Nothing new here, these have all been answered in the past repeatedly, but since they are still being asked, they need another airing.

*I'd consider a sceptic to be someone who asks questions that haven't been answered, and questions whether the extent of climate change is going to be significant enough to warrant certain actions. A sceptic could even go so far to say that there is still a possibility, albeit slim, that due to the various unknown factors, anthropogenic warming isn't going to be significant. However, given the current level of understanding and widespread opinion among scientists who have looked at the issue, insisting that anthropogenic climate change just isn't happening is delusional.

Friday, April 6

Sartorial wittering

Even a stopped clock tells the right time twice a day, as the narrator said in Withnail and I, so it shouldn't be a complete surprise to discover there is one respect in which the theologically-hampered Iran, saddled with grandstanding leaders who manage to make Tony Blair look sane, have landed on a sartorial trend which I would personally agree with, albeit for completely different reasons.

They don't wear ties.

The reasonings are, as I say, very different. Apparently, they don't wear ties because they contribute to the spreading of western culture (not sure why the rest of the suit doesn't do this). I don't wear ties because they are the part of a suit that has no practical purpose whatsoever.

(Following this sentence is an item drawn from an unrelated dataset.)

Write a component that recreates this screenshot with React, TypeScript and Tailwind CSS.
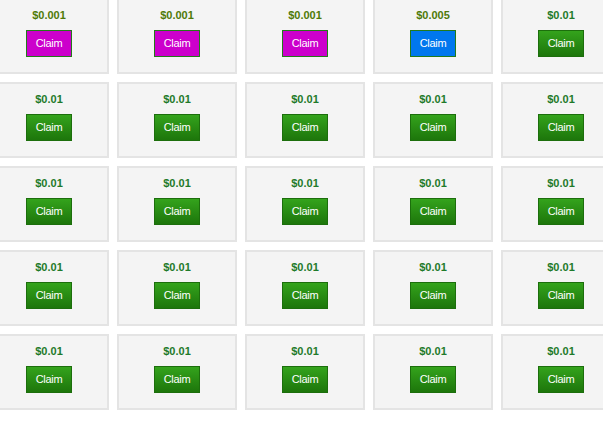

They exist only for the cultural reason that we have decided that having a pointless bit of cloth dangling from your neck makes you look smart, rather than slightly bonkers.

Monday, April 2

British sporting success (yes, really)

We now have the clear answer to the lament on watching the failure of the English team to get any further at cricket/football/rugby union, the failure of the Scottish teams to even get that far etc. of "are we good at anything?" (apart from rowing, anyway)

Track cycling. Britain is good at track cycling. Very, very, very good.

In all, Britain won seven gold medals at the latest World Championships. The next best? Australia, on two.